Danni Hewson, financial analyst at AJ Bell told The Armchair Trader: “There’s quite a lot for investors to weigh up when it comes to GB Group. On the one hand snapping up Acuant is a very smart move and will help it expand in the lucrative US market. On the other it’s come at a steep price and has required the company to go cap in hand to investors, a move which has unsurprisingly seen the share price tumble.”
Hewson added that the sector as a whole has been a little depressed over the last week as investors weigh up which way central bankers will jump now Omicron has to be factored in and the dance between growth and value stocks is played out. GB Group believes the Acuant acquisition should accelerate its product, data and platform strategy by two years as well as enhance operating margins.
It will also enable GBG to focus on product rather than platform development: Acuant brings a market-ready SaaS version of GBG’s existing on-premise fraud prevention products and its document library also has far greater coverage in the US and other markets. Acuant will also accelerate GBG’s platform strategy with advanced customer interfaces, data capabilities and technology deployed via the cloud.
Financials – slow but steady
While adjusted operating profits were up 3.5% to £27.8m, operating profit decreased by 5.2% to £14.8 million. This was mainly driven by an increase in the charge for equity-settled share-based payments as a result of a greater number of share options granted to team members and executive directors, and the resumption of spending on travel and marketing and the start of an increase in headcount.
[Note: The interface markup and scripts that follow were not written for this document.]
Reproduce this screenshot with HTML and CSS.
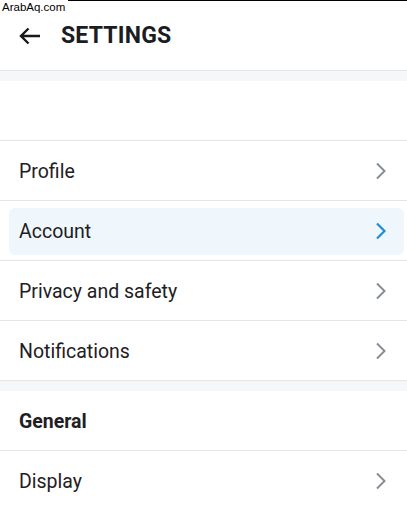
FILE: index.html
```html
<!DOCTYPE html>
<html>
<head>
<meta charset="utf-8">
<link rel="stylesheet" href="styles.css">
</head>
<body>
<div class="watermark">ArabAq.com</div>
<div class="page">
  <header class="header">
    <svg class="back" width="22" height="18" viewBox="0 0 22 18"><path d="M21 9H2.5M9.5 1.5L2 9l7.5 7.5" fill="none" stroke="#1a1a1a" stroke-width="2.4"/></svg>
    <h1 class="title">SETTINGS</h1>
  </header>
  <div class="band"></div>
  <div class="row empty"></div>
  <div class="row"><span class="label">Profile</span><svg class="chev" width="12" height="18" viewBox="0 0 12 18"><path d="M2 1.5l7.5 7.5L2 16.5" fill="none" stroke="#878d94" stroke-width="2"/></svg></div>
  <div class="row rowactive"><div class="active"><span class="label">Account</span><svg class="chev" width="12" height="18" viewBox="0 0 12 18"><path d="M2 1.5l7.5 7.5L2 16.5" fill="none" stroke="#1b8fdb" stroke-width="2.2"/></svg></div></div>
  <div class="row"><span class="label">Privacy and safety</span><svg class="chev" width="12" height="18" viewBox="0 0 12 18"><path d="M2 1.5l7.5 7.5L2 16.5" fill="none" stroke="#878d94" stroke-width="2"/></svg></div>
  <div class="row"><span class="label">Notifications</span><svg class="chev" width="12" height="18" viewBox="0 0 12 18"><path d="M2 1.5l7.5 7.5L2 16.5" fill="none" stroke="#878d94" stroke-width="2"/></svg></div>
  <div class="band"></div>
  <div class="row"><span class="label bold">General</span></div>
  <div class="row"><span class="label">Display</span><svg class="chev" width="12" height="18" viewBox="0 0 12 18"><path d="M2 1.5l7.5 7.5L2 16.5" fill="none" stroke="#878d94" stroke-width="2"/></svg></div>
</div>
</body>
</html>
```
FILE: styles.css
```css
html, body {
  margin: 0;
  padding: 0;
  background: #fff;
}
body {
  font-family: Roboto, "Liberation Sans", sans-serif;
  color: #1c1c1e;
  border-top: 1px solid #000;
  overflow: hidden;
}
.watermark {
  position: absolute;
  top: 0;
  left: 0;
  background: #fff;
  font-family: "Liberation Sans", Arial, sans-serif;
  font-size: 11.5px;
  line-height: 15px;
  padding: 0 3px 0 2px;
  color: #000;
}
.page {
  display: flex;
  flex-direction: column;
}
.header {
  height: 69px;
  display: flex;
  align-items: center;
  padding-left: 19px;
  border-bottom: 1px solid #e3e5e8;
}
.back {
  margin-right: 20px;
  margin-top: 1px;
}
.title {
  margin: 0;
  font-size: 23px;
  font-weight: 700;
  letter-spacing: 0.2px;
  color: #1a1d21;
}
.band {
  height: 10px;
  background: #f5f7f9;
}
.row {
  height: 58px;
  padding: 1px 20px 0 19px;
  border-bottom: 1px solid #e4e6e8;
  display: flex;
  align-items: center;
  justify-content: space-between;
}
.label {
  font-size: 19.5px;
  color: #1e2023;
}
.label.bold {
  font-weight: 700;
}
.row.rowactive {
  height: 59px;
  padding: 0 3px 0 9px;
}
.active {
  flex: 1;
  height: 47px;
  margin-top: 1px;
  background: #eff7fc;
  border-radius: 6px;
  display: flex;
  align-items: center;
  justify-content: space-between;
  padding: 0 17px 0 10px;
}
.chev {
  display: block;
}
```
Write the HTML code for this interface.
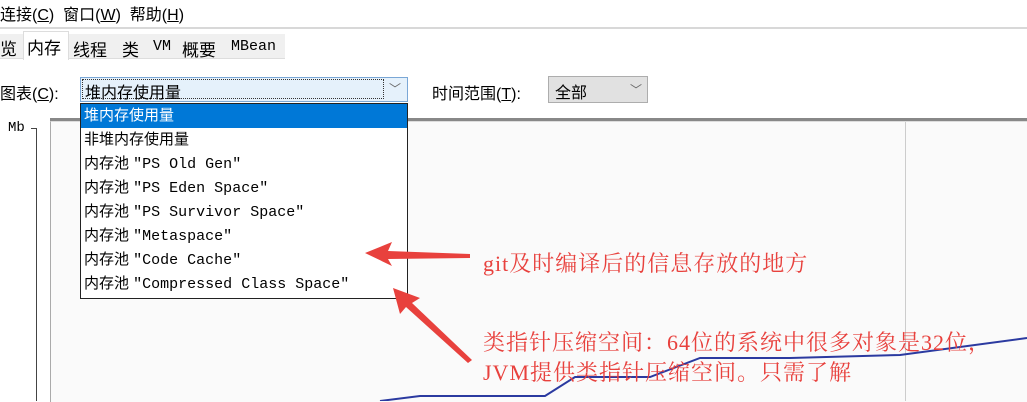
<!DOCTYPE html>
<html><head><meta charset="utf-8"><style>
body{margin:0;width:1027px;height:401px;background:#fff;position:relative;overflow:hidden;font-family:"Liberation Sans","Noto Sans CJK SC",sans-serif;color:#000}
.a{position:absolute;white-space:nowrap}
.m{font-family:"Liberation Mono","Noto Sans CJK SC",monospace}
.item{height:24px;line-height:24px;font-size:15px;padding-left:3px}
.r{font-size:22px;letter-spacing:1px;color:#e8413d;font-family:'Liberation Serif','Noto Serif CJK SC',serif}
</style></head><body>
<div class="a" style="left:0;top:1px;font-size:16px;">连接(<u>C</u>)&nbsp; 窗口(<u>W</u>)&nbsp; 帮助(<u>H</u>)</div>
<div class="a" style="left:0;top:27px;width:1027px;height:2px;background:#d8d8d8"></div>
<div class="a" style="left:0;top:34px;width:285px;height:24px;background:#f0f0f0;border-bottom:1px solid #ddd"></div>
<div class="a" style="left:23px;top:31px;width:44px;height:28px;background:#fff;border:1px solid #ddd;border-bottom:none"></div>
<div class="a" style="left:0;top:35px;font-size:17px;">览</div>
<div class="a" style="left:27px;top:34px;font-size:17px;">内存</div>
<div class="a" style="left:73px;top:36px;font-size:17px;">线程</div>
<div class="a" style="left:122px;top:36px;font-size:17px;">类</div>
<div class="a m" style="left:153px;top:38px;font-size:15px;">VM</div>
<div class="a" style="left:182px;top:36px;font-size:17px;">概要</div>
<div class="a m" style="left:231px;top:38px;font-size:15px;">MBean</div>
<div class="a" style="left:0;top:80px;font-size:16px;">图表(<u>C</u>):</div>
<div class="a" style="left:80px;top:77px;width:328px;height:25px;background:#e5f1fb;border:1px solid #7aa7d6;box-sizing:border-box"></div>
<div class="a" style="left:82px;top:79px;width:302px;height:20px;border:1px dotted #333;box-sizing:border-box"></div>
<div class="a" style="left:85px;top:79px;font-size:16px;">堆内存使用量</div>
<div class="a" style="left:389px;top:80px;font-size:12px;color:#666">﹀</div>
<div class="a" style="left:432px;top:80px;font-size:16px;">时间范围(<u>T</u>):</div>
<div class="a" style="left:548px;top:76px;width:100px;height:27px;background:#e1e1e1;border:1px solid #adadad;box-sizing:border-box"></div>
<div class="a" style="left:555px;top:79px;font-size:16px;">全部</div>
<div class="a" style="left:630px;top:81px;font-size:12px;color:#666">﹀</div>
<div class="a m" style="left:8px;top:120px;font-size:14px;">Mb</div>
<div class="a" style="left:36px;top:128px;width:1px;height:273px;background:#444"></div>
<div class="a" style="left:31px;top:128px;width:6px;height:1px;background:#444"></div>
<div class="a" style="left:50px;top:118px;width:977px;height:3px;background:#888"></div>
<div class="a" style="left:50px;top:121px;width:977px;height:280px;background:#fafafa;border-left:1px solid #aaa;border-top:1px solid #ddd"></div>
<div class="a" style="left:905px;top:122px;width:1px;height:279px;background:#ccc"></div>
<svg class="a" style="left:0;top:0" width="1027" height="401">
<polyline points="380,401 420,396 545,396 575,377 650,377 700,358 790,358 900,355 1027,338" fill="none" stroke="#2b3aa0" stroke-width="2"/>
</svg>
<div class="a" style="left:80px;top:103px;width:328px;height:196px;background:#fff;border:1px solid #222;box-sizing:border-box">
<div class="item" style="background:#0078d7;color:#fff">堆内存使用量</div>
<div class="item">非堆内存使用量</div>
<div class="item">内存池 <span class="m">"PS Old Gen"</span></div>
<div class="item">内存池 <span class="m">"PS Eden Space"</span></div>
<div class="item">内存池 <span class="m">"PS Survivor Space"</span></div>
<div class="item">内存池 <span class="m">"Metaspace"</span></div>
<div class="item">内存池 <span class="m">"Code Cache"</span></div>
<div class="item">内存池 <span class="m">"Compressed Class Space"</span></div>
</div>
<svg class="a" style="left:0;top:0" width="1027" height="401">
<polygon points="365,253 392,242 388,251 470,254 470,258 388,259 392,266" fill="#e8413d"/>
<polygon points="393,288 420,298 412,303 472,360 468,363 406,307 400,314" fill="#e8413d"/>
</svg>
<div class="a r" style="left:483px;top:247px;">git及时编译后的信息存放的地方</div>
<div class="a r" style="left:483px;top:326px;">类指针压缩空间：64位的系统中很多对象是32位，</div>
<div class="a r" style="left:483px;top:356px;">JVM提供类指针压缩空间。只需了解</div>
</body></html>
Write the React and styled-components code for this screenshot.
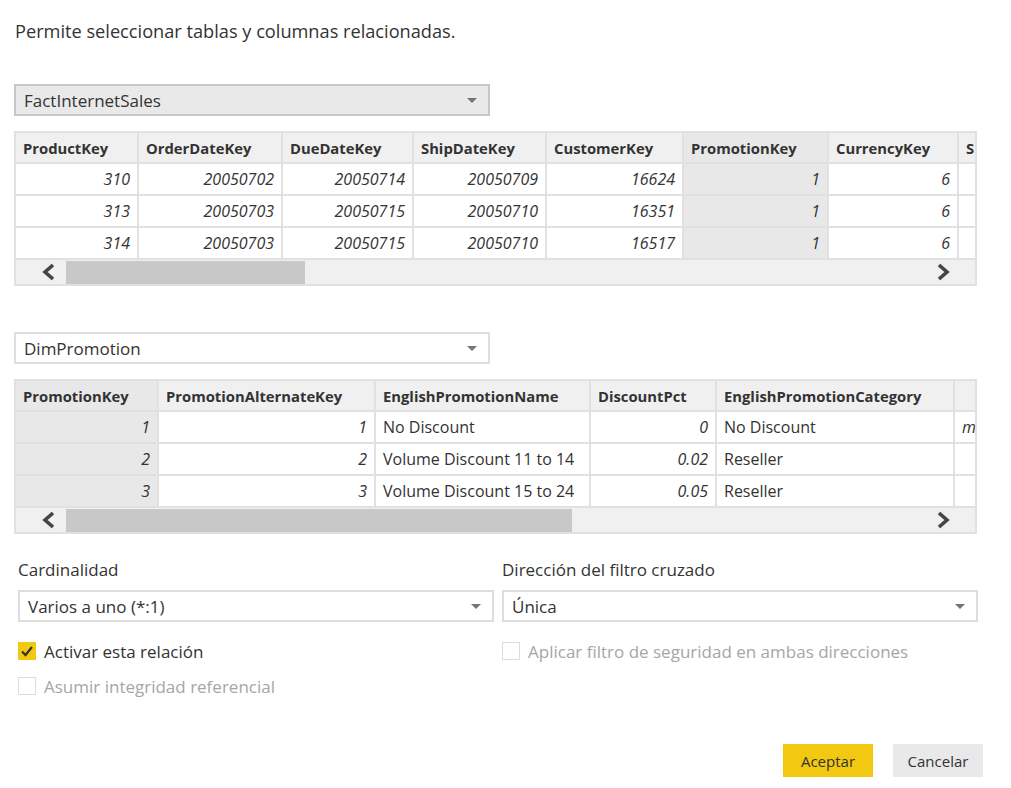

The lower profit also takes into account £12.9 million of costs associated with the amortisation of acquired intangibles, share-based payments and exceptional items (2020: £11.2 million). Of these costs £12.8 million (2020: £11.0 million) were non-cash items and £0.3 million related to transaction costs associated with the acquisition of Acuant. As of 30 September 2021, GBG had £39.5 million of net cash.
It’s also worth keeping in mind that this is a growth market, if not highly competitive. The surge in the number of fraudulent activities worldwide, along with the rising adoption of ID verification systems in banks and other financial institutions, will drive the growth of the market in the coming years. ResearchandMarkets.com estimates that the ID verification market should reach $33 billion by the end of 2030, and North America is anticipated to register the largest revenue of about $12 billion.
Is it time to buy?
Despite the drop in share price, latest research by Edison Group estimates that GBG is trading at a premium to its identity management peers – Experian and Equifax – but at a discount to higher growth, lower profitability identity access management (IAM) and cybersecurity (CS) peers – Darktrace and Okta – and that in fact, Acuant will grow faster than GBG.
The drop in share price is certainly an opportunity to get in on the action at a more reasonable level and adds Hewson, “although growth hasn’t exactly been stellar which may give would-be investors pause, it has been steady.”